Besides the bigger crowds, Sheldon games are media events. Games that normally would be empty have become events, resembling the media circus that accompanied one of Nelson’s old AAU teammates, Lebron James last year. Two of Ohio’s St. Vincent-St. Mary’s games were televised nationally on ESPN.
"In one game, we have had three to four photographers sitting under the basket, like they have been at the Kings games," said Baker. "The media attention has been something that has been harder to manage. More people want to cover the game. More people want cameras and want access."
The media attention is nothing for Nelson, who as a freshman in high school played on an Oakland Soldiers team with James and Cal’s Leon Powe and Marquise Kately. Besides the media attention at home, other schools have wanted Nelson to autograph basketballs to be auctioned off as fundraisers.

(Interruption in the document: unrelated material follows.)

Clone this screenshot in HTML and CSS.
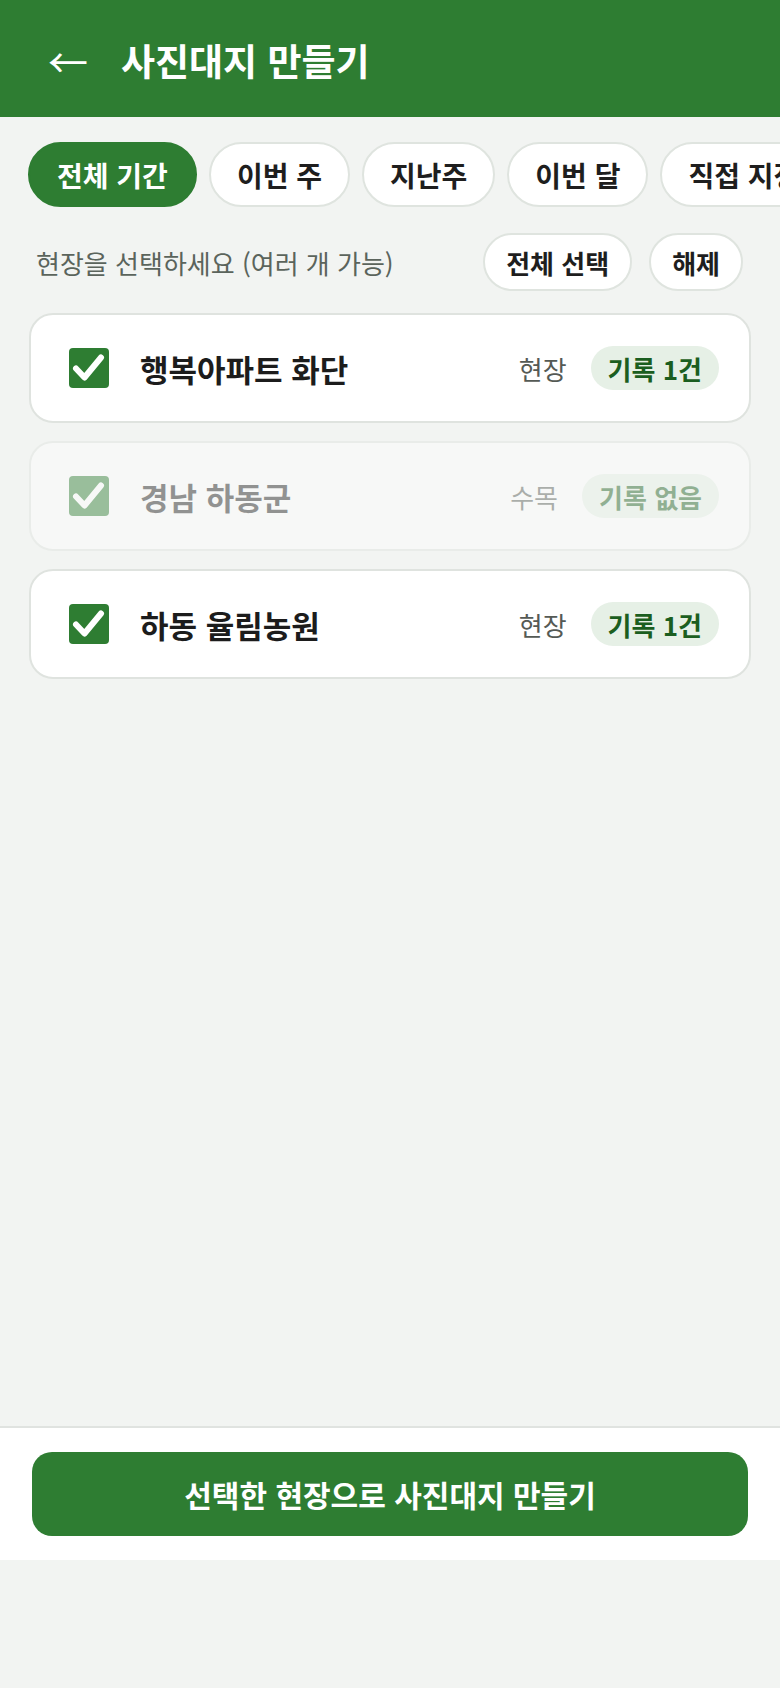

As a result of Nelson being on Sheldon’s team, the Huskies were invited to the prestigious Glaxo Tournament in North Carolina, which only invites teams with ACC recruits. Sheldon players can be seen sporting shiny new adidas tennis shoes and brand new uniforms courtesy of adidas. There has even been talk about Nelson going straight to the NBA out of high school.
"My long term goal is to play in the NBA," said Nelson. "It has crossed my mind. But I have always wanted to enjoy the college life and experience."
But as of right now, Nelson wants to win something that he has never accomplished in his storied high school basketball career; a sectional championship and a chance to represent Northern California in the Division I State Championships, which would be a perfect ending for his high school career.
"We have good team atmosphere and the team is working hard and we are a good team," said Nelson. "I want to end this year with a bang.